Master's Address for year:
Date of Address: October 17, 2019
Session: 135th Annual Session
State Master / President: George Russell

Brothers and Sisters of the Connecticut State Grange,

It is hard to believe that my first year as your President is coming to an end. The year has been a busy year for the Connecticut State Grange.
We hosted the Northeast Leaders’ Conference in March and the Northeast Youth Conference in July. There was an excellent turnout for the Northeast Leaders’ Conference with 117 people registered.   It was nice to see so many Grangers from Connecticut that were represented at the conference. This was the first year we opened it up to Subordinate Grangers so they could attend. There were four excellent speakers, both Friday night and Saturday. The four speakers spoke on Leadership and Membership strategies. There was also a banquet and entertainment on Saturday evening.

The Youth Conference in July was held at the University of Connecticut on the Storrs Campus. There were 28 members that spent the weekend competing in contests. Massachusetts Youth came on Sunday to compete in the drill contest. Dawn Anstett, Connecticut Youth Director, did an excellent job putting this conference together.

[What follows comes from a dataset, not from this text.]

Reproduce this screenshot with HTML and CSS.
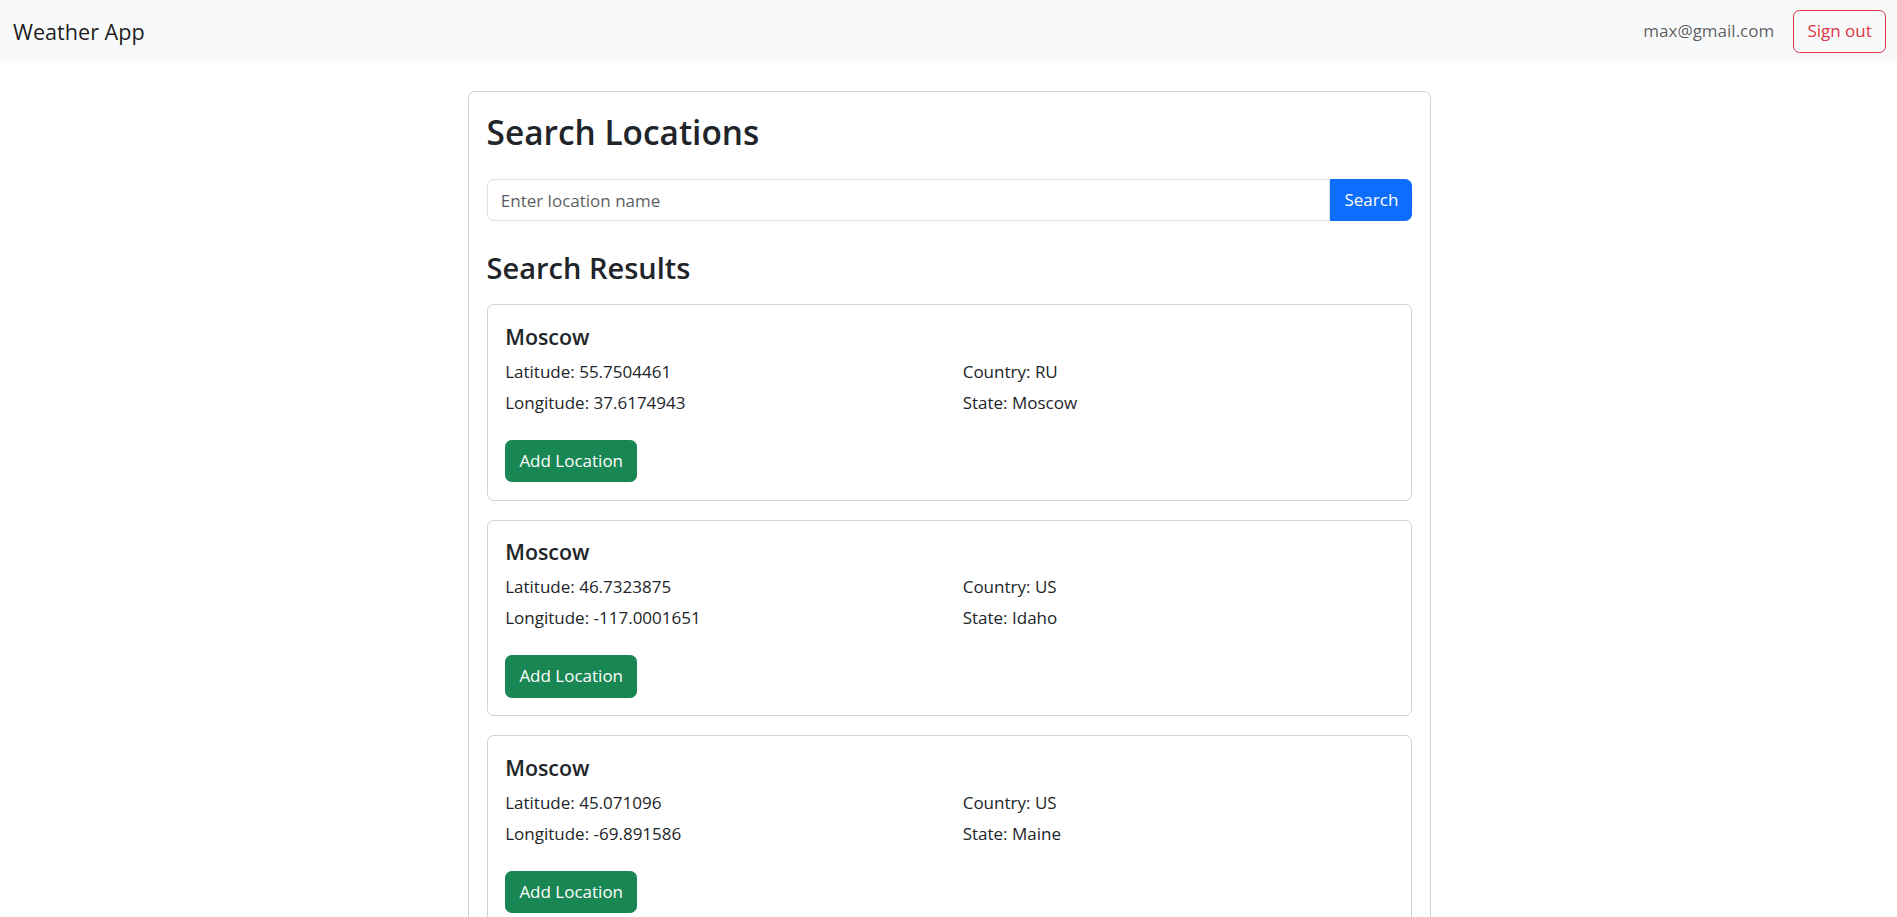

Once again this year our membership has declined in numbers. From the second quarter 2018 there were 1,879 members; in the second quarter of 2019 there were 1,745 members with a net loss   of 134. Along with membership decline we had four Granges that closed this past year. They were: Manchester #31, Southington #25, Ashford #90 and Norwich #172.  Every time a Grange closes, there  is a percentage of the members who do not join another Grange, so we lose in two ways, we lose the Grange and membership. Having to close a Grange is a difficult job for your State Master to do.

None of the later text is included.